** Exercise directions **
Find each line holding the word "index" and give the number of such lines, nothing else.

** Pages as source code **
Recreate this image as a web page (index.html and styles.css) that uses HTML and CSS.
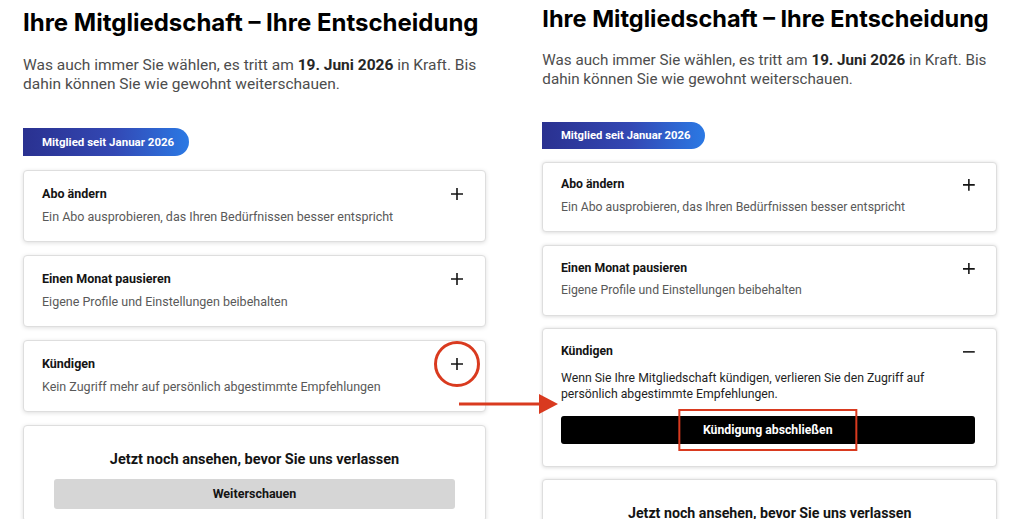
FILE: index.html
```html
<!DOCTYPE html>
<html lang="de">
<head>
<meta charset="utf-8">
<title>Ihre Mitgliedschaft – Ihre Entscheidung</title>
<link rel="stylesheet" href="styles.css">
</head>
<body>
<div class="page">
  <section class="panel panel-before">
    <h1 class="title">Ihre Mitgliedschaft – Ihre Entscheidung</h1>
    <p class="lead">Was auch immer Sie wählen, es tritt am <strong>19. Juni 2026</strong> in Kraft. Bis dahin können Sie wie gewohnt weiterschauen.</p>
    <div class="badge">Mitglied seit Januar 2026</div>
    <div class="cards">
      <div class="card">
        <div class="card-head">
          <span class="card-title">Abo ändern</span>
          <span class="toggle"><svg viewBox="0 0 12 12" width="12" height="12"><path d="M6 0v12M0 6h12"/></svg></span>
        </div>
        <p class="card-sub">Ein Abo ausprobieren, das Ihren Bedürfnissen besser entspricht</p>
      </div>
      <div class="card">
        <div class="card-head">
          <span class="card-title">Einen Monat pausieren</span>
          <span class="toggle"><svg viewBox="0 0 12 12" width="12" height="12"><path d="M6 0v12M0 6h12"/></svg></span>
        </div>
        <p class="card-sub">Eigene Profile und Einstellungen beibehalten</p>
      </div>
      <div class="card">
        <div class="card-head">
          <span class="card-title">Kündigen</span>
          <span class="toggle"><svg viewBox="0 0 12 12" width="12" height="12"><path d="M6 0v12M0 6h12"/></svg><span class="ring"></span></span>
        </div>
        <p class="card-sub">Kein Zugriff mehr auf persönlich abgestimmte Empfehlungen</p>
      </div>
      <div class="card card-watch">
        <p class="watch-title">Jetzt noch ansehen, bevor Sie uns verlassen</p>
        <div class="btn btn-grey">Weiterschauen</div>
      </div>
    </div>
  </section>

  <section class="panel panel-after">
    <h1 class="title">Ihre Mitgliedschaft – Ihre Entscheidung</h1>
    <p class="lead">Was auch immer Sie wählen, es tritt am <strong>19. Juni 2026</strong> in Kraft. Bis dahin können Sie wie gewohnt weiterschauen.</p>
    <div class="badge">Mitglied seit Januar 2026</div>
    <div class="cards">
      <div class="card">
        <div class="card-head">
          <span class="card-title">Abo ändern</span>
          <span class="toggle"><svg viewBox="0 0 12 12" width="12" height="12"><path d="M6 0v12M0 6h12"/></svg></span>
        </div>
        <p class="card-sub">Ein Abo ausprobieren, das Ihren Bedürfnissen besser entspricht</p>
      </div>
      <div class="card">
        <div class="card-head">
          <span class="card-title">Einen Monat pausieren</span>
          <span class="toggle"><svg viewBox="0 0 12 12" width="12" height="12"><path d="M6 0v12M0 6h12"/></svg></span>
        </div>
        <p class="card-sub">Eigene Profile und Einstellungen beibehalten</p>
      </div>
      <div class="card card-open">
        <div class="card-head">
          <span class="card-title">Kündigen</span>
          <span class="toggle"><svg viewBox="0 0 12 12" width="12" height="12"><path d="M0 6h12"/></svg></span>
        </div>
        <p class="card-body">Wenn Sie Ihre Mitgliedschaft kündigen, verlieren Sie den Zugriff auf persönlich abgestimmte Empfehlungen.</p>
        <div class="btn btn-black">Kündigung abschließen<span class="frame"></span></div>
      </div>
      <div class="card card-watch">
        <p class="watch-title">Jetzt noch ansehen, bevor Sie uns verlassen</p>
        <div class="btn btn-grey">Weiterschauen</div>
      </div>
    </div>
  </section>

  <svg class="arrow" viewBox="0 0 100 22" width="100" height="22">
    <path class="arrow-line" d="M0 11H82"/>
    <path class="arrow-head" d="M80 1L99 11L80 21Z"/>
  </svg>
</div>
</body>
</html>
```

FILE: styles.css
```css
* {
  box-sizing: border-box;
  margin: 0;
  padding: 0;
}

html,
body {
  background: #ffffff;
}

body {
  width: 1024px;
  height: 519px;
  overflow: hidden;
  font-family: Roboto, "Liberation Sans", sans-serif;
  color: #141414;
}

.page {
  position: relative;
  display: flex;
  align-items: flex-start;
  height: 519px;
}

.panel {
  flex: none;
}

.panel-before {
  width: 510px;
  padding: 8px 0 0 23px;
}

.panel-before > * {
  width: 463px;
}

.panel-after {
  zoom: 0.98;
  padding: 4px 0 0 33px;
}

.panel-after > * {
  width: 464px;
}

/* heading + intro */
.title {
  font-family: Inter, Roboto, sans-serif;
  font-size: 24px;
  line-height: 30px;
  font-weight: 700;
  letter-spacing: 0;
  color: #000;
  white-space: nowrap;
}

.lead {
  margin-top: 18px;
  font-size: 15.5px;
  line-height: 19px;
  color: #4d4d4d;
}

.lead strong {
  color: #262626;
  font-weight: 700;
}

/* member badge */
.badge {
  width: 166px !important;
  height: 28px;
  margin-top: 34px;
  padding-left: 19px;
  border-radius: 0 14px 14px 0;
  background: linear-gradient(90deg, #2a3190 0%, #3348b4 55%, #2b79e4 100%);
  color: #fff;
  font-size: 11.5px;
  font-weight: 700;
  line-height: 28px;
  white-space: nowrap;
}

/* option cards */
.cards {
  display: flex;
  flex-direction: column;
  gap: 13px;
  margin-top: 14px;
}

.panel-after .cards {
  margin-top: 13px;
}

.card {
  background: #fff;
  border: 1px solid #dedede;
  border-radius: 4px;
  box-shadow: 0 1px 4px rgba(0, 0, 0, 0.13);
  padding: 15px 22px 16px 18px;
}

.card-head {
  display: flex;
  align-items: center;
  justify-content: space-between;
}

.card-title {
  font-size: 12.5px;
  line-height: 16px;
  font-weight: 700;
}

.toggle {
  position: relative;
  display: flex;
  width: 12px;
  height: 12px;
}

.toggle svg {
  fill: none;
  stroke: #141414;
  stroke-width: 1.6;
}

.card-sub {
  margin-top: 7px;
  font-size: 12.5px;
  line-height: 16px;
  color: #595959;
}

.card-open {
  padding-top: 15px;
  padding-bottom: 22px;
}

.card-body {
  margin-top: 12px;
  font-size: 12.5px;
  line-height: 16px;
  color: #1f1f1f;
}

.card-watch {
  padding: 25px 30px 12px;
}

.watch-title {
  font-size: 14.5px;
  line-height: 18px;
  font-weight: 700;
  text-align: center;
}

.btn {
  position: relative;
  margin-top: 13px;
  height: 30px;
  border-radius: 3px;
  font-size: 12.5px;
  font-weight: 700;
  line-height: 30px;
  text-align: center;
}

.btn-grey {
  margin-top: 10px;
  background: #d6d6d6;
  color: #141414;
}

.btn-black {
  height: 29px;
  line-height: 29px;
  background: #000;
  color: #fff;
}

/* red callouts drawn over the screens */
.ring {
  position: absolute;
  left: 50%;
  top: 50%;
  width: 46px;
  height: 46px;
  transform: translate(-50%, -50%);
  border: 3px solid #d93a1f;
  border-radius: 50%;
}

.frame {
  position: absolute;
  left: 50%;
  top: -7px;
  width: 183px;
  height: 43px;
  transform: translateX(-50%);
  border: 3px solid #d93a1f;
}

.arrow {
  position: absolute;
  left: 459px;
  top: 393px;
}

.arrow-line {
  stroke: #d93a1f;
  stroke-width: 3;
  fill: none;
}

.arrow-head {
  fill: #d93a1f;
}
```
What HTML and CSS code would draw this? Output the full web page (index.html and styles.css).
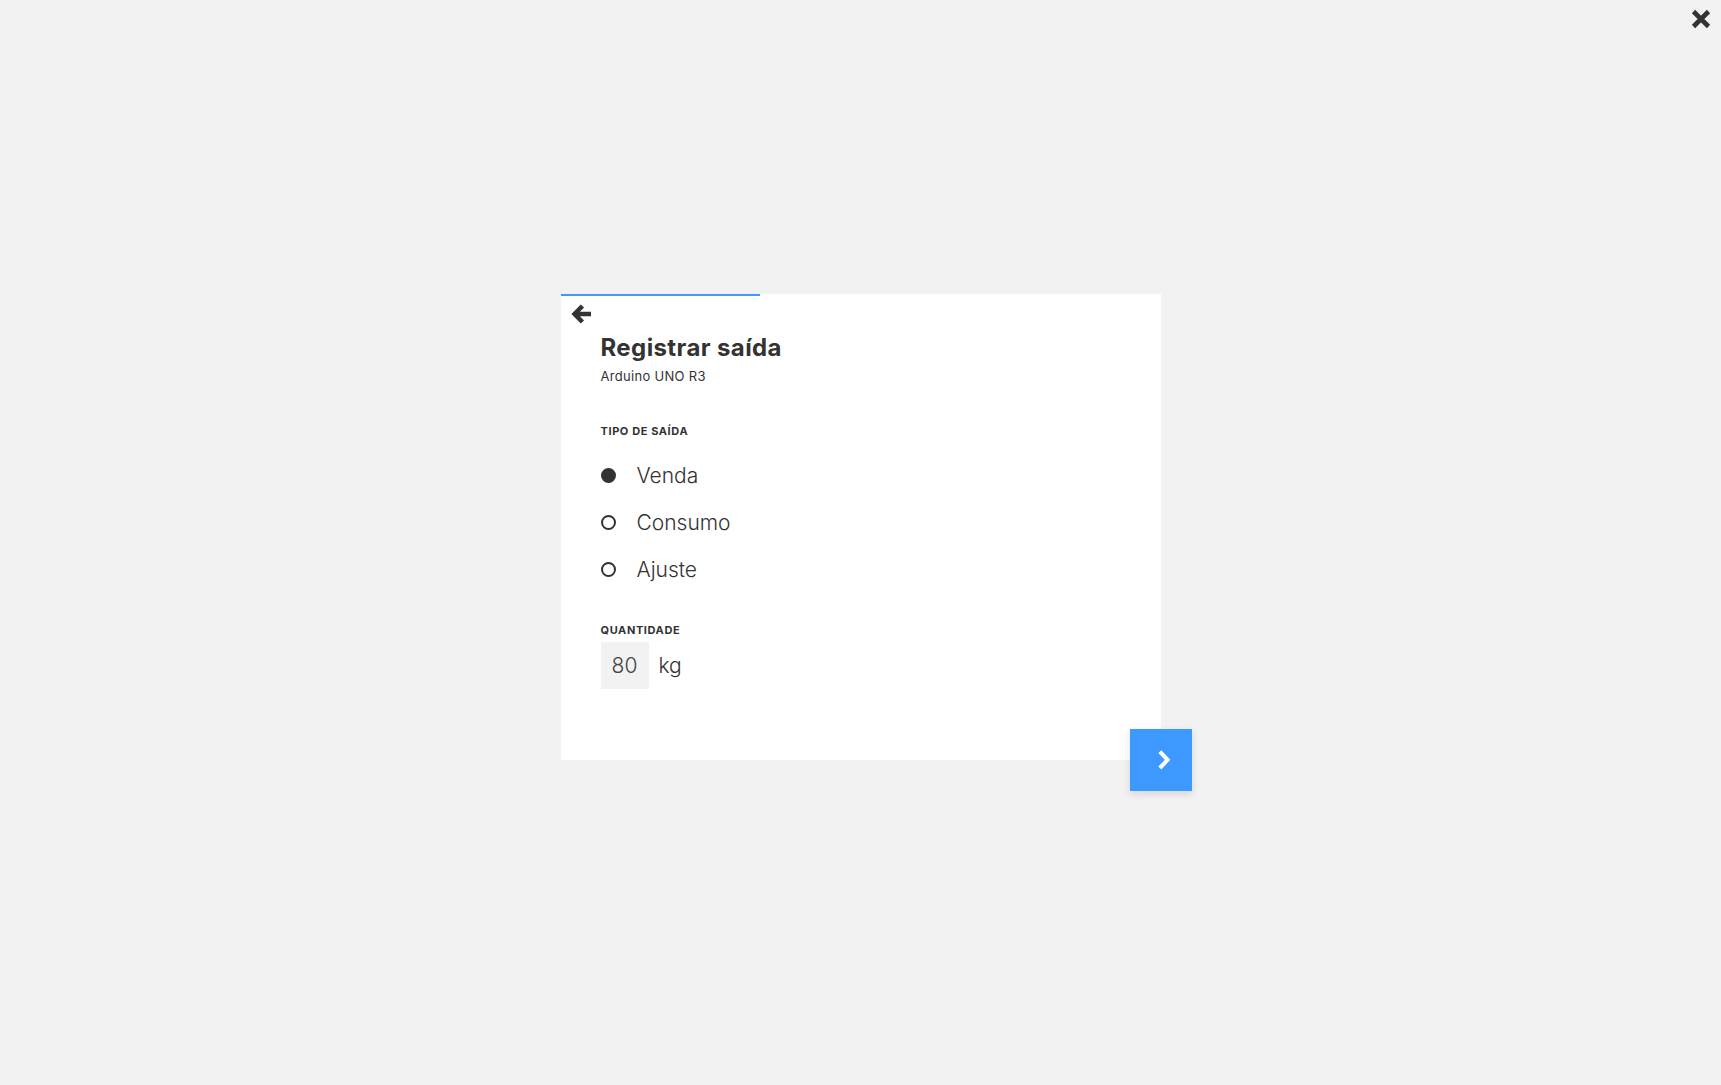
FILE: index.html
```html
<!DOCTYPE html>
<html lang="pt-BR">
<head>
<meta charset="utf-8">
<title>Registrar saída</title>
<link rel="stylesheet" href="styles.css">
</head>
<body>
<button class="close-btn" aria-label="Fechar">
  <svg width="20" height="20" viewBox="0 0 20 20"><path d="M2.5 2.5 L17.5 17.5 M17.5 2.5 L2.5 17.5" fill="none" stroke="#333" stroke-width="4.6"/></svg>
</button>
<main class="stage">
  <div class="dialog">
    <section class="card">
      <div class="progress"><div class="progress-fill" style="width:33.33%"></div></div>
      <button class="back-btn" aria-label="Voltar">
        <svg width="20" height="20" viewBox="0 0 20 20"><path d="M11.4 2 L3.6 10 L11.4 18 M4.6 10 H20" fill="none" stroke="#333" stroke-width="4.6" stroke-linejoin="miter"/></svg>
      </button>
      <div class="content">
        <h1 class="title">Registrar saída</h1>
        <p class="subtitle">Arduino UNO R3</p>
        <div class="field-label">TIPO DE SAÍDA</div>
        <ul class="radio-list">
          <li class="radio-row"><span class="radio radio-on"></span><span class="radio-text">Venda</span></li>
          <li class="radio-row"><span class="radio"></span><span class="radio-text">Consumo</span></li>
          <li class="radio-row"><span class="radio"></span><span class="radio-text">Ajuste</span></li>
        </ul>
        <div class="field-label qty-label">QUANTIDADE</div>
        <div class="qty-row">
          <div class="qty-box">80</div>
          <span class="qty-unit">kg</span>
        </div>
      </div>
    </section>
    <button class="next-btn" aria-label="Próximo">
      <svg width="14" height="22" viewBox="0 0 14 22"><path d="M2.8 2.6 L10.6 10.8 L2.8 19" fill="none" stroke="#fff" stroke-width="4" stroke-linejoin="miter"/></svg>
    </button>
  </div>
</main>
</body>
</html>
```
FILE: styles.css
```css
* { box-sizing: border-box; }
html, body {
  margin: 0;
  padding: 0;
  height: 100%;
}
body {
  background: #f2f2f2;
  font-family: Inter, Roboto, "Liberation Sans", sans-serif;
  color: #333;
  position: relative;
  overflow: hidden;
}
button {
  border: 0;
  background: none;
  padding: 0;
  cursor: pointer;
}
.close-btn {
  position: absolute;
  top: 9px;
  right: 10px;
  width: 20px;
  height: 20px;
  display: flex;
}
.stage {
  height: 100%;
  display: flex;
  align-items: center;
  justify-content: center;
}
.dialog {
  position: relative;
  width: 600px;
  margin-bottom: 31px;
}
.card {
  background: #fff;
  padding-bottom: 71px;
}
.progress {
  height: 2px;
  margin-bottom: -2px;
  position: relative;
}
.progress-fill {
  height: 2px;
  background: #3d9bff;
}
.back-btn {
  display: flex;
  width: 20px;
  height: 20px;
  margin: 10px 0 0 10px;
}
.content {
  padding: 0 40px;
}
.title {
  margin: 10px 0 0;
  font-size: 24px;
  line-height: 28px;
  font-weight: 700;
  letter-spacing: 0.4px;
  color: #333;
}
.subtitle {
  margin: 6px 0 0;
  font-size: 13px;
  line-height: 16px;
  font-weight: 400;
  letter-spacing: 0.3px;
  color: #333;
}
.field-label {
  margin-top: 40px;
  font-size: 11px;
  line-height: 14px;
  font-weight: 700;
  letter-spacing: 0.6px;
  color: #333;
}
.radio-list {
  list-style: none;
  margin: 14px 0 0;
  padding: 0;
}
.radio-row {
  height: 47px;
  display: flex;
  align-items: center;
  gap: 21px;
}
.radio {
  width: 15px;
  height: 15px;
  border-radius: 50%;
  border: 2px solid #333;
  flex: none;
}
.radio-on {
  background: #333;
}
.radio-text {
  font-size: 21px;
  line-height: 28px;
  font-weight: 300;
  color: #333;
}
.qty-label {
  margin-top: 30px;
}
.qty-row {
  margin-top: 5px;
  display: flex;
  align-items: center;
  gap: 10px;
}
.qty-box {
  width: 48px;
  height: 47px;
  background: #f2f2f2;
  display: flex;
  align-items: center;
  justify-content: center;
  font-size: 21px;
  font-weight: 300;
  color: #444;
}
.qty-unit {
  font-size: 21px;
  font-weight: 300;
  color: #333;
}
.next-btn {
  position: absolute;
  right: -31px;
  bottom: -31px;
  width: 62px;
  height: 62px;
  background: #3d99ff;
  box-shadow: 0 3px 8px rgba(0, 0, 0, 0.12);
  display: flex;
  align-items: center;
  justify-content: center;
  padding-left: 6px;
}
```
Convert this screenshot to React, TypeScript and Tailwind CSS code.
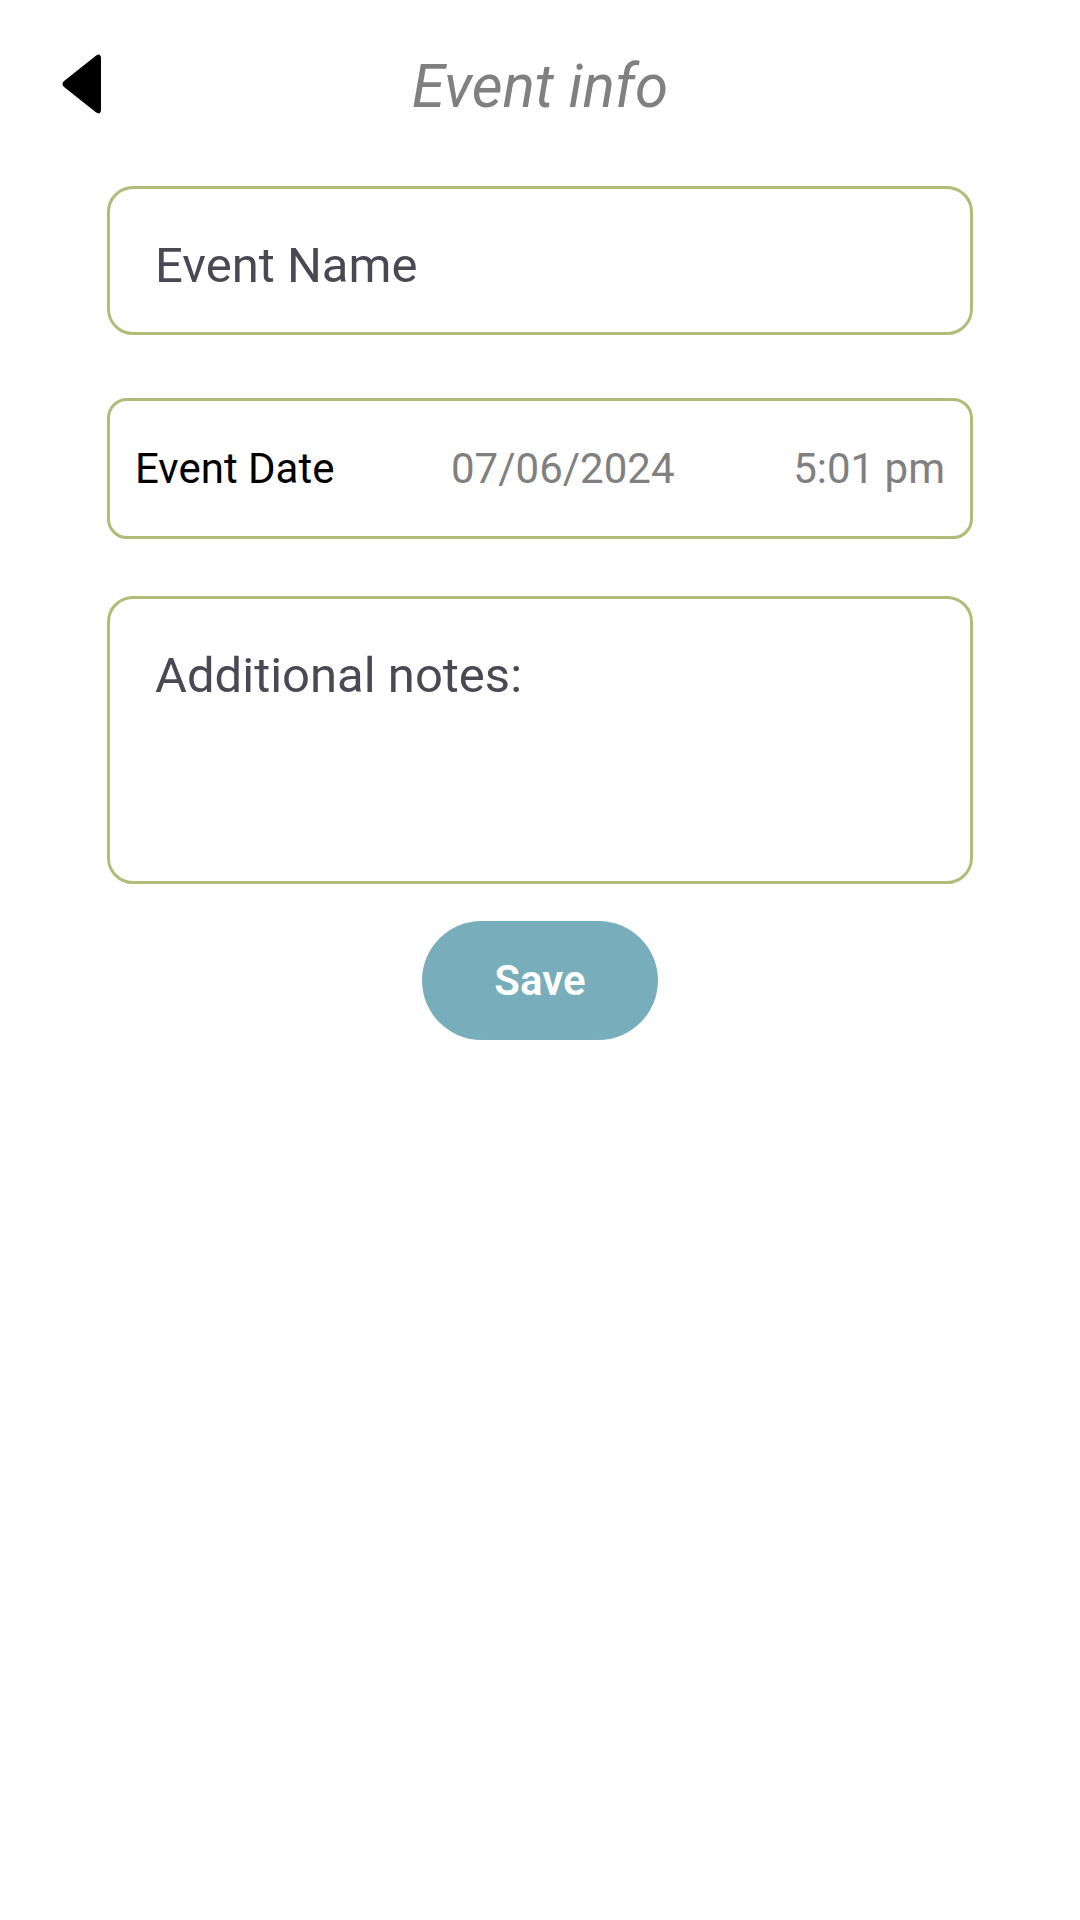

** Exercise result **
4